De vrouw voert het volgende aan.
Vanaf het najaar 2024 is bij [de minderjarige] toenemende weerstand ontstaan tegen de contactmomenten bij de man. Zij voelt zich onveilig bij de man thuis, met name vanwege oplopende spanningen en terugkerende ruzies met geschreeuw tussen de man en zijn partner. [de minderjarige] ervaart deze spanningen als zeer belastend, met name omdat zij zich tussen de man en zijn partner geplaatst voelt en bang is dat haar gedrag de situatie verder escaleert.
Daarnaast heeft er een wijziging in de gezinssamenstelling van de man plaatsgevonden, waardoor [de minderjarige] haar eigen slaapkamer heeft moeten afstaan. De alternatieve slaapplaatsen die haar werden geboden, boden onvoldoende rust en privacy, bijvoorbeeld omdat zij op dezelfde kamer als de bij de man wonende baby sliep. Hoewel zij inmiddels weer een eigen kamer heeft, betreft dit een ruimte die vol staat met kasten en kleding en die voor [de minderjarige] niet als een veilige en vaste plek voelt.
Verder heeft [de minderjarige] herhaaldelijk aangegeven meer behoefte te hebben aan één-op-één tijd met de man, maar wordt hier tot op heden onvoldoende invulling aan gegeven. De man heeft ook structureel belangrijke momenten in het leven van [de minderjarige] gemist of vergeten, wat bij [de minderjarige] leidt tot teleurstelling en het gevoel dat zij wordt vergeten binnen het gezin van de man.
De weerstand van [de minderjarige] is verder toegenomen na een incident in februari 2025, waarbij een conflict tussen de man en zijn partner zo escaleerde dat de man en [de minderjarige] het huis werden uitgezet. [de minderjarige] was hierdoor zeer van slag. De man hield zich nadien niet aan een met de gezinscoach gemaakte afspraak om alleen tijd met [de minderjarige] door te brengen, waardoor de teleurstelling bij [de minderjarige] verder toenam.
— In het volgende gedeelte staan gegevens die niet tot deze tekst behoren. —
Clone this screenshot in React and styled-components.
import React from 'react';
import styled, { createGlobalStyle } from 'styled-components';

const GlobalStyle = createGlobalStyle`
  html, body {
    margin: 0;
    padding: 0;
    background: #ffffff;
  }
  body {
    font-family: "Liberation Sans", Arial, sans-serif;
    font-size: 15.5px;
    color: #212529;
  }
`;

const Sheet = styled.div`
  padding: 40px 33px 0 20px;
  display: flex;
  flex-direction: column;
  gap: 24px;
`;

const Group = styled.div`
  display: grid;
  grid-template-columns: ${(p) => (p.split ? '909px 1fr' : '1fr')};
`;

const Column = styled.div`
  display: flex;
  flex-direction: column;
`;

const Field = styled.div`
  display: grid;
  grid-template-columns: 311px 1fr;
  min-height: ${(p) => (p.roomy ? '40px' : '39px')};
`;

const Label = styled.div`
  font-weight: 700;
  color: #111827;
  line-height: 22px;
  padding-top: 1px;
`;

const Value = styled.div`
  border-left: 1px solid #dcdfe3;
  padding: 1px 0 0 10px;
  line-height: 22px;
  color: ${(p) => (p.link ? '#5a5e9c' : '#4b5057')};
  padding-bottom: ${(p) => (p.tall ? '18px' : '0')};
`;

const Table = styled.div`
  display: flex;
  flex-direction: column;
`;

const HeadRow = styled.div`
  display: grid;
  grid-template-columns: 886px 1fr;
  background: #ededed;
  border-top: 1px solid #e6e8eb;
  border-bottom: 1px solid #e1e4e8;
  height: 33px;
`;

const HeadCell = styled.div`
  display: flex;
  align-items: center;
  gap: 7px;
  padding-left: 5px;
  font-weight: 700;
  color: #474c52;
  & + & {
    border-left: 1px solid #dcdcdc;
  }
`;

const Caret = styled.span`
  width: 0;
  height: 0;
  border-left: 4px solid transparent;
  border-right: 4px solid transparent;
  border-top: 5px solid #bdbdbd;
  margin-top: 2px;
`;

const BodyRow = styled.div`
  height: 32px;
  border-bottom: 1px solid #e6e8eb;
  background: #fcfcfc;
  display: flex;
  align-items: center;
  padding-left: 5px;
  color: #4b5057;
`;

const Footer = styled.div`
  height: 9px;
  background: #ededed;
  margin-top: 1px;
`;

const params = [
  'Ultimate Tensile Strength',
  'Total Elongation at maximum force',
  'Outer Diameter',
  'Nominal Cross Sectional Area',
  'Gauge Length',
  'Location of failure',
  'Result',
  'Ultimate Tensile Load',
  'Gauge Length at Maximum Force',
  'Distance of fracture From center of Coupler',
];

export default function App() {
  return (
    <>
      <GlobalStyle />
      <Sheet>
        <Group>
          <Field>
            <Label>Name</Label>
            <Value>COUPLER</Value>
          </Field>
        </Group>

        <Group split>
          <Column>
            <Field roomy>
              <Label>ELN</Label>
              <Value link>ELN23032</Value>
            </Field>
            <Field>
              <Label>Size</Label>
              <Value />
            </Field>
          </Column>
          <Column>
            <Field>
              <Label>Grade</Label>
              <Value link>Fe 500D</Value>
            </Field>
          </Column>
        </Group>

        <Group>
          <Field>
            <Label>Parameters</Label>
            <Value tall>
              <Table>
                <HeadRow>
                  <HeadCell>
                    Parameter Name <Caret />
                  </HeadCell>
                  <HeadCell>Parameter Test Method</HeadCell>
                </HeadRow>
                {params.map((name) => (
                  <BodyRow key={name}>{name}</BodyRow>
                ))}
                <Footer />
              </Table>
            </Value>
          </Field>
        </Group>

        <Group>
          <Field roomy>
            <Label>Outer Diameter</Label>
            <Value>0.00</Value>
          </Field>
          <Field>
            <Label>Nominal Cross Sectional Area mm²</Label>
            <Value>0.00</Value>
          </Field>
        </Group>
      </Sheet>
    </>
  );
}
Daarom kan niet van de vrouw worden gevergd dat zij [de minderjarige] dwingt bij de man te overnachten. Onverkorte nakoming van de omgangsregeling is op dit moment niet in het belang van [de minderjarige] . Er moet een beperkte regeling gelden totdat er, in samenspraak met de hulpverlening, meer duidelijkheid is over wat [de minderjarige] nodig heeft en de man het vertrouwen heeft teruggewonnen.